▼

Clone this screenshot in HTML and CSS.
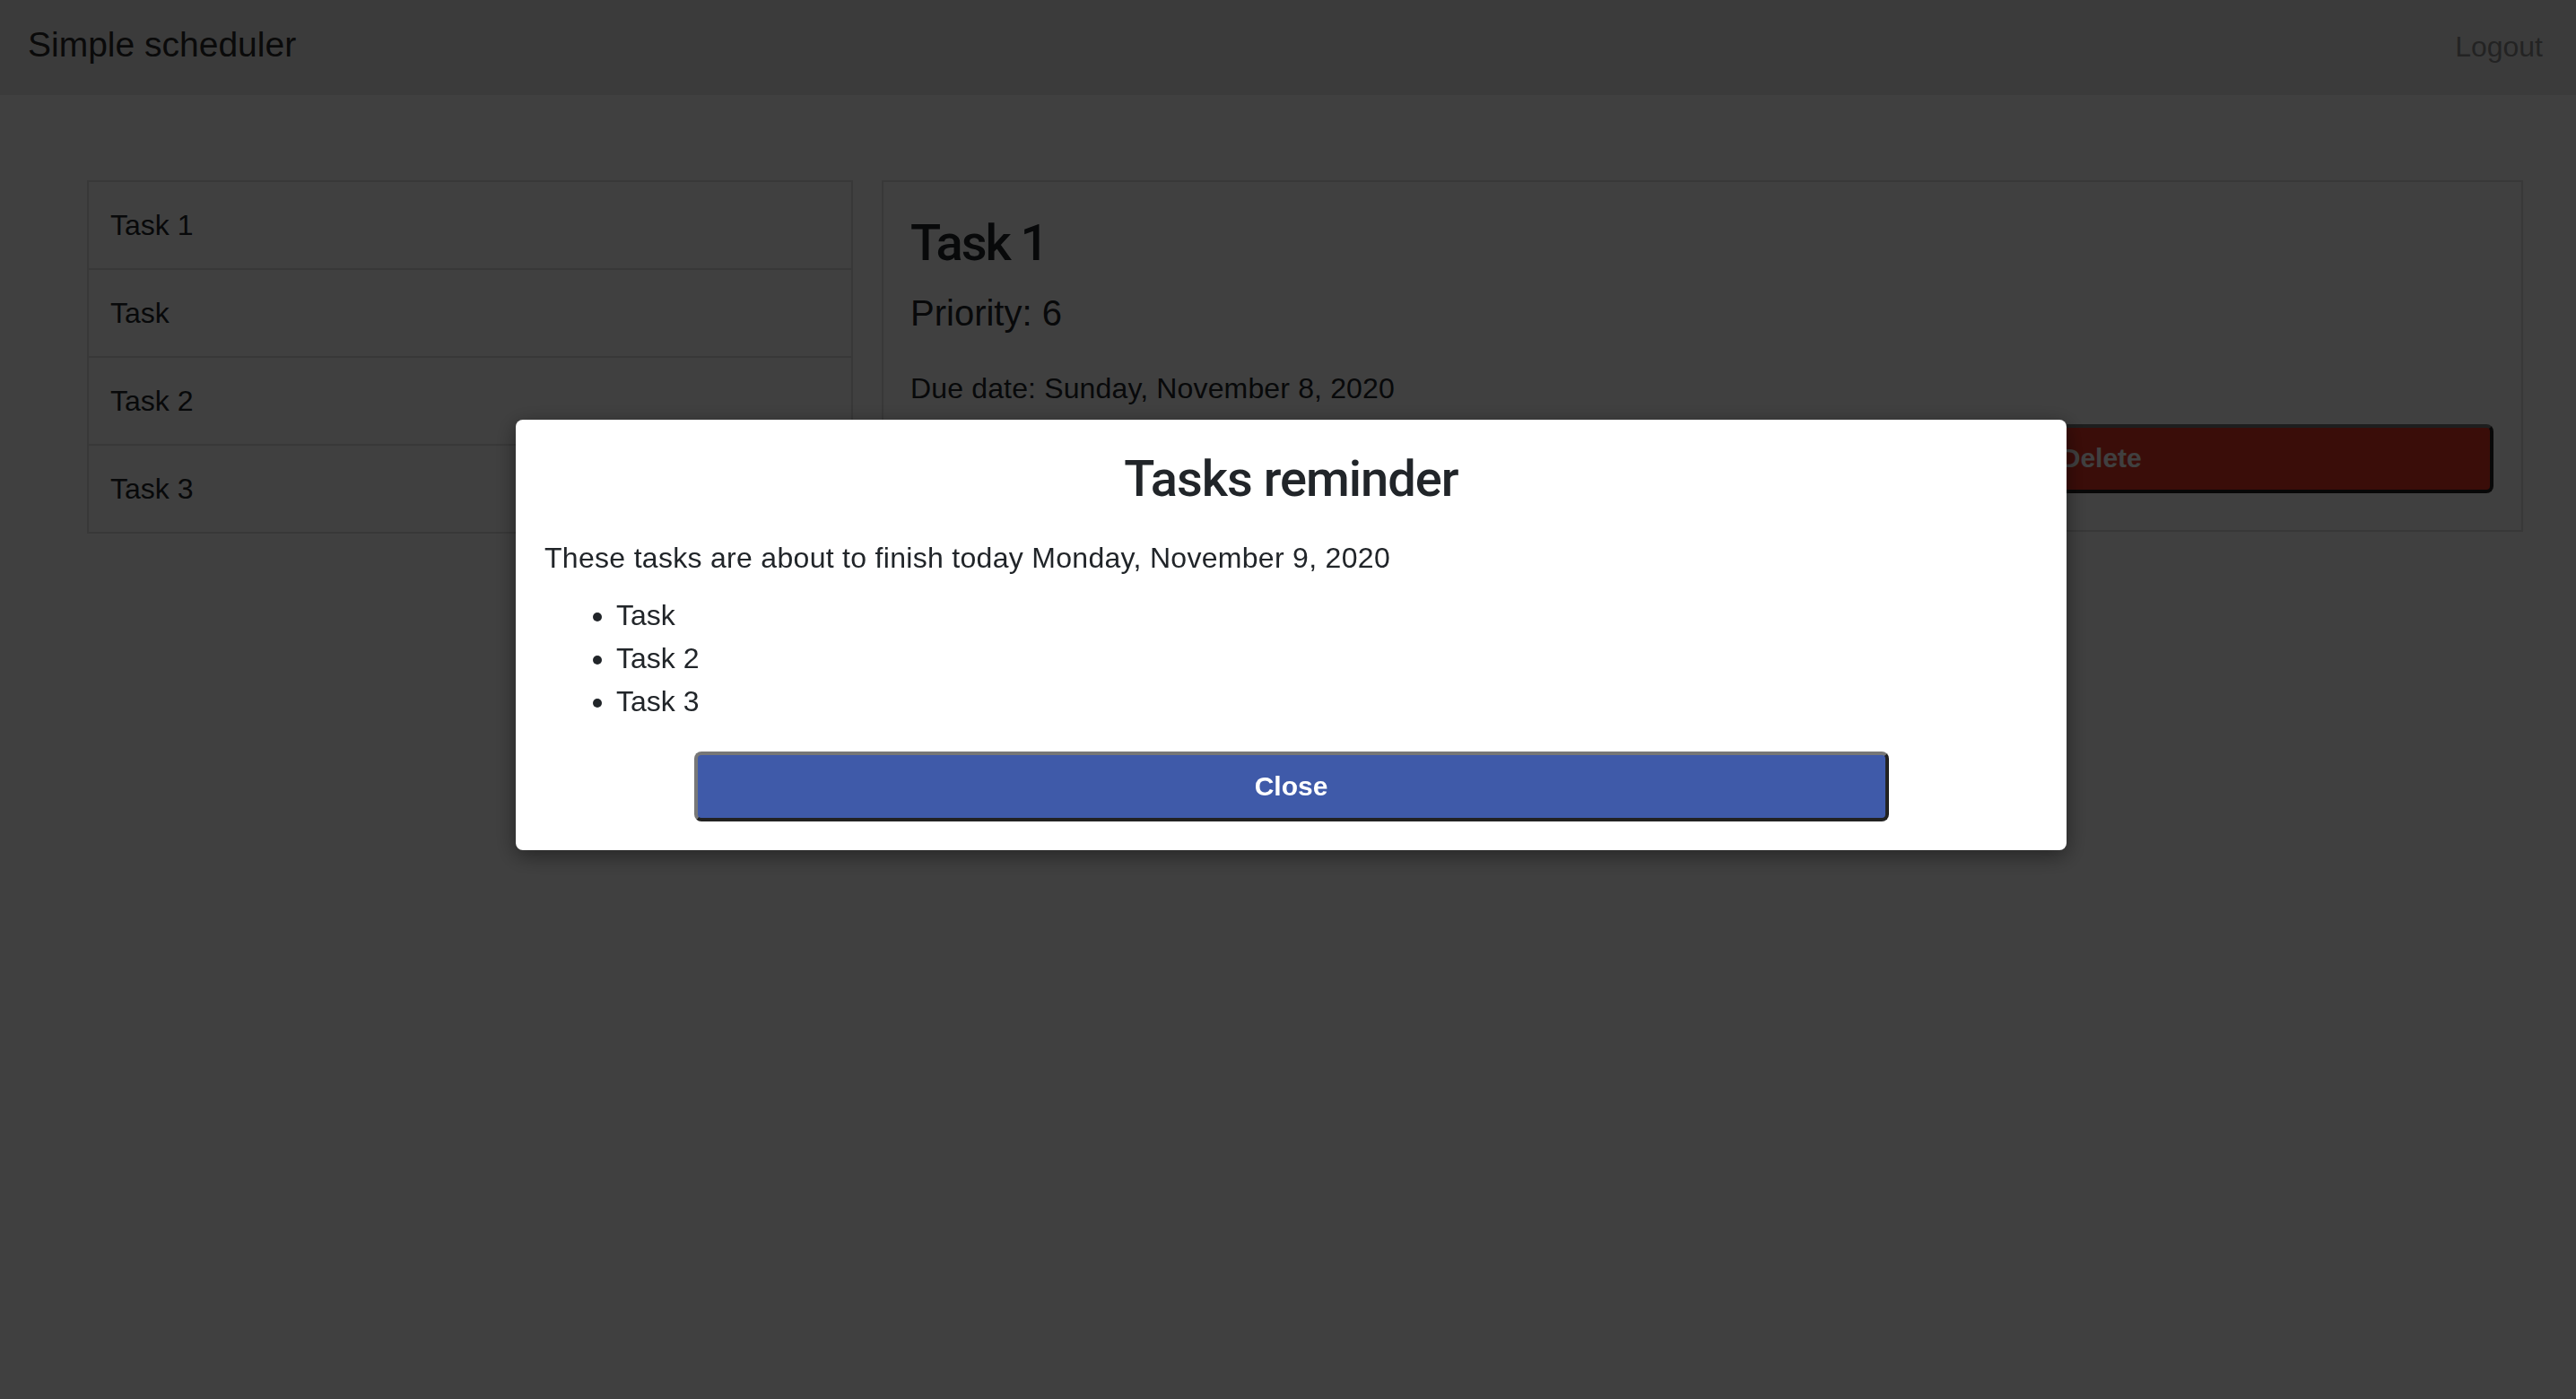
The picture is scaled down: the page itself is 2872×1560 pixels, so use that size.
FILE: index.html
```html
<!DOCTYPE html>
<html lang="en">
<head>
<meta charset="utf-8">
<title>Simple scheduler</title>
<link rel="stylesheet" href="styles.css">
</head>
<body>
<nav class="navbar">
  <span class="brand">Simple scheduler</span>
  <a class="logout" href="#">Logout</a>
</nav>
<main class="content">
  <ul class="task-list">
    <li class="task-item">Task 1</li>
    <li class="task-item">Task</li>
    <li class="task-item">Task 2</li>
    <li class="task-item">Task 3</li>
  </ul>
  <section class="card">
    <h3 class="card-title">Task 1</h3>
    <h5 class="card-priority">Priority: 6</h5>
    <p class="card-date">Due date: Sunday, November 8, 2020</p>
    <div class="actions">
      <button class="btn btn-delete">Delete</button>
    </div>
  </section>
</main>
<div class="backdrop">
  <div class="modal">
    <h2 class="modal-title">Tasks reminder</h2>
    <p class="modal-text">These tasks are about to finish today Monday, November 9, 2020</p>
    <ul class="modal-list">
      <li>Task</li>
      <li>Task 2</li>
      <li>Task 3</li>
    </ul>
    <button class="btn btn-close">Close</button>
  </div>
</div>
</body>
</html>
```
FILE: styles.css
```css
* { box-sizing: border-box; }

html, body {
  margin: 0;
  padding: 0;
  background: #ffffff;
  color: #212529;
  font-family: "Liberation Sans", Arial, sans-serif;
  font-size: 32px;
  line-height: 48px;
}

.navbar {
  height: 106px;
  background: #ececec;
  display: flex;
  justify-content: space-between;
  align-items: baseline;
  padding: 21px 37px 0 31px;
}

.brand {
  font-size: 39px;
  line-height: 58px;
  color: #282828;
}

.logout {
  font-size: 32px;
  line-height: 48px;
  color: #8c8c8c;
  text-decoration: none;
}

.content {
  display: grid;
  grid-template-columns: 854px 1fr;
  gap: 32px;
  align-items: start;
  padding: 95px 59px 0 97px;
}

.task-list {
  list-style: none;
  margin: 0;
  padding: 0;
  border: 2px solid #dfdfdf;
}

.task-item {
  padding: 24px 24px;
  line-height: 48px;
}

.task-item + .task-item {
  border-top: 2px solid #dfdfdf;
}

.card {
  border: 2px solid #dfdfdf;
  padding: 35px 31px 41px 30px;
}

.card-title {
  margin: 0 0 20px;
  font-family: Roboto, "Liberation Sans", sans-serif;
  font-weight: 500;
  font-size: 56px;
  line-height: 1.2;
  letter-spacing: -2px;
}

.card-priority {
  margin: 0 0 36px;
  font-weight: 400;
  font-size: 40px;
  line-height: 48px;
}

.card-date {
  margin: 0 0 16px;
  letter-spacing: 0.15px;
}

.actions {
  display: grid;
  grid-template-columns: 1fr 1fr;
  gap: 16px;
}

.btn {
  font-family: "Liberation Sans", Arial, sans-serif;
  font-weight: 700;
  font-size: 30px;
  line-height: 48px;
  color: #ffffff;
  border-width: 4px;
  border-style: solid;
  border-color: #777777 #222222 #222222 #777777;
  border-radius: 8px;
  padding: 10px 16px 11px;
  text-align: center;
}

.btn-delete {
  grid-column: 2;
  background: #e83424;
}

.backdrop {
  position: fixed;
  inset: 0;
  background: rgba(0, 0, 0, 0.75);
  display: flex;
  justify-content: center;
  align-items: flex-start;
  padding: 468px 0 0 7px;
}

.modal {
  width: 1729px;
  background: #ffffff;
  border-radius: 8px;
  padding: 33px 32px 32px;
  box-shadow: 0 6px 24px rgba(0, 0, 0, 0.45);
}

.modal-title {
  margin: 0 0 30px;
  text-align: center;
  font-family: Roboto, "Liberation Sans", sans-serif;
  font-weight: 500;
  font-size: 56px;
  line-height: 1.2;
  letter-spacing: -1px;
}

.modal-text {
  margin: 0 0 16px;
  letter-spacing: 0.3px;
}

.modal-list {
  margin: 0 0 32px;
  padding-left: 80px;
}

.btn-close {
  display: block;
  width: 80%;
  margin: 0 auto;
  height: 78px;
  background: #3f5aa9;
}
```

▲

**Task directions**
Transcribe the material as is, with images omitted.

**Written response**
Clone this screenshot in HTML and CSS.
The picture is scaled down: the page itself is 2872×1560 pixels, so use that size.
FILE: index.html
```html
<!DOCTYPE html>
<html lang="en">
<head>
<meta charset="utf-8">
<title>Simple scheduler</title>
<link rel="stylesheet" href="styles.css">
</head>
<body>
<nav class="navbar">
  <span class="brand">Simple scheduler</span>
  <a class="logout" href="#">Logout</a>
</nav>
<main class="content">
  <ul class="task-list">
    <li class="task-item">Task 1</li>
    <li class="task-item">Task</li>
    <li class="task-item">Task 2</li>
    <li class="task-item">Task 3</li>
  </ul>
  <section class="card">
    <h3 class="card-title">Task 1</h3>
    <h5 class="card-priority">Priority: 6</h5>
    <p class="card-date">Due date: Sunday, November 8, 2020</p>
    <div class="actions">
      <button class="btn btn-delete">Delete</button>
    </div>
  </section>
</main>
<div class="backdrop">
  <div class="modal">
    <h2 class="modal-title">Tasks reminder</h2>
    <p class="modal-text">These tasks are about to finish today Monday, November 9, 2020</p>
    <ul class="modal-list">
      <li>Task</li>
      <li>Task 2</li>
      <li>Task 3</li>
    </ul>
    <button class="btn btn-close">Close</button>
  </div>
</div>
</body>
</html>
```
FILE: styles.css
```css
* { box-sizing: border-box; }

html, body {
  margin: 0;
  padding: 0;
  background: #ffffff;
  color: #212529;
  font-family: "Liberation Sans", Arial, sans-serif;
  font-size: 32px;
  line-height: 48px;
}

.navbar {
  height: 106px;
  background: #ececec;
  display: flex;
  justify-content: space-between;
  align-items: baseline;
  padding: 21px 37px 0 31px;
}

.brand {
  font-size: 39px;
  line-height: 58px;
  color: #282828;
}

.logout {
  font-size: 32px;
  line-height: 48px;
  color: #8c8c8c;
  text-decoration: none;
}

.content {
  display: grid;
  grid-template-columns: 854px 1fr;
  gap: 32px;
  align-items: start;
  padding: 95px 59px 0 97px;
}

.task-list {
  list-style: none;
  margin: 0;
  padding: 0;
  border: 2px solid #dfdfdf;
}

.task-item {
  padding: 24px 24px;
  line-height: 48px;
}

.task-item + .task-item {
  border-top: 2px solid #dfdfdf;
}

.card {
  border: 2px solid #dfdfdf;
  padding: 35px 31px 41px 30px;
}

.card-title {
  margin: 0 0 20px;
  font-family: Roboto, "Liberation Sans", sans-serif;
  font-weight: 500;
  font-size: 56px;
  line-height: 1.2;
  letter-spacing: -2px;
}

.card-priority {
  margin: 0 0 36px;
  font-weight: 400;
  font-size: 40px;
  line-height: 48px;
}

.card-date {
  margin: 0 0 16px;
  letter-spacing: 0.15px;
}

.actions {
  display: grid;
  grid-template-columns: 1fr 1fr;
  gap: 16px;
}

.btn {
  font-family: "Liberation Sans", Arial, sans-serif;
  font-weight: 700;
  font-size: 30px;
  line-height: 48px;
  color: #ffffff;
  border-width: 4px;
  border-style: solid;
  border-color: #777777 #222222 #222222 #777777;
  border-radius: 8px;
  padding: 10px 16px 11px;
  text-align: center;
}

.btn-delete {
  grid-column: 2;
  background: #e83424;
}

.backdrop {
  position: fixed;
  inset: 0;
  background: rgba(0, 0, 0, 0.75);
  display: flex;
  justify-content: center;
  align-items: flex-start;
  padding: 468px 0 0 7px;
}

.modal {
  width: 1729px;
  background: #ffffff;
  border-radius: 8px;
  padding: 33px 32px 32px;
  box-shadow: 0 6px 24px rgba(0, 0, 0, 0.45);
}

.modal-title {
  margin: 0 0 30px;
  text-align: center;
  font-family: Roboto, "Liberation Sans", sans-serif;
  font-weight: 500;
  font-size: 56px;
  line-height: 1.2;
  letter-spacing: -1px;
}

.modal-text {
  margin: 0 0 16px;
  letter-spacing: 0.3px;
}

.modal-list {
  margin: 0 0 32px;
  padding-left: 80px;
}

.btn-close {
  display: block;
  width: 80%;
  margin: 0 auto;
  height: 78px;
  background: #3f5aa9;
}
```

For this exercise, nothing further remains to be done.